There was something very wrong. Jackie Jessup had no hint of the rage in her lover. Bill never mentioned his jealousy to her. He never gave her a chance to convince him of her fidelity, of the truth. Jackie didn’t realize Bill considered her “morally loose”; she would have been appalled had she known what was really festering in Bill’s mind.
Bill Brand finally obtained a divorce and came to Jackie at last a single man.
On April 23, 1982, almost a quarter of a century after they first met, Jackie Jessup and Bill Brand were married. When Jackie married Bill she virtually gave up friends, family, and all outside interests. Jackie’s role—a role she accepted gladly—as defined by her bridegroom was to live for Bill, and only for Bill. Their life together, realized after many years of frustration, was supposed to be one long honeymoon; the peak phase of Bill Brand’s ecstasy must never be allowed to settle into a pleasant, comfortable marriage. It must be romance, romance, romance.
A devastatingly impossible goal.
Bill finally moved into the Bellevue apartment he had rented for Jackie so many years earlier. He opened a business, Alaska Marketing Industries, and rented an office on 116th N.E. in Bellevue.
It should have been a happy ending. It was anything but.

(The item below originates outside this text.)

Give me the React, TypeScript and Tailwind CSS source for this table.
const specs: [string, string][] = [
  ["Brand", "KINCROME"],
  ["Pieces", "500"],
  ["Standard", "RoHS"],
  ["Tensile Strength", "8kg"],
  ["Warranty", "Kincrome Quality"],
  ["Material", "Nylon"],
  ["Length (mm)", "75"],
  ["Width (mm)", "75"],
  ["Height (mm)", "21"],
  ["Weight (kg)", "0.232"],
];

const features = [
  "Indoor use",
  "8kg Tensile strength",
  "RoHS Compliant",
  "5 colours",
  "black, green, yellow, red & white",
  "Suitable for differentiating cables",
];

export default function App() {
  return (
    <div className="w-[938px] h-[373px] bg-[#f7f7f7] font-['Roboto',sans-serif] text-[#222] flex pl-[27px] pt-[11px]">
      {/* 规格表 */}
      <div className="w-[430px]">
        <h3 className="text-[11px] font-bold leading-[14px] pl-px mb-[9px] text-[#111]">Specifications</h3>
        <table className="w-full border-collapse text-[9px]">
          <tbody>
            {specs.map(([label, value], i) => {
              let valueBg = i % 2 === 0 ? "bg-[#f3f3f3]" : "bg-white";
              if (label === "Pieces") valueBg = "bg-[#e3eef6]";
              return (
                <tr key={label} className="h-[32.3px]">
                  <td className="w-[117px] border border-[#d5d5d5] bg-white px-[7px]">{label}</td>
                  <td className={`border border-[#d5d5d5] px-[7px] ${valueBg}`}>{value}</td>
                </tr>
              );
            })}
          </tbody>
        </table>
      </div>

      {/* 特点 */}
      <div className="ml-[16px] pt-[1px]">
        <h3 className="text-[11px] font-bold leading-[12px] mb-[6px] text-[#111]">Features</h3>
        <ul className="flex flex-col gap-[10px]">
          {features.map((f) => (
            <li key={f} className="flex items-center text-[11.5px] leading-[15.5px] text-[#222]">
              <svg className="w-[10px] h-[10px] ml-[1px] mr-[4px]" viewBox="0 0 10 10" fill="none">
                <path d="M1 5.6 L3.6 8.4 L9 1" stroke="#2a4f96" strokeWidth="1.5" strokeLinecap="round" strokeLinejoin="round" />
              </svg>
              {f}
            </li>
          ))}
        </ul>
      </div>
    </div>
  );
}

Bill wanted to know where Jackie was every minute, and who she was talking to. He resented it if she spent too much time with anyone else—even her own family. She had made scores of friends—but Bill was annoyed when they passed through Seattle and called her. If she did arrange a brief lunch with a girlfriend, he paced and grumbled until she came home again. She always seemed to be on edge during those quick meetings, explaining that she had to hurry home. She was too jumpy to enjoy herself.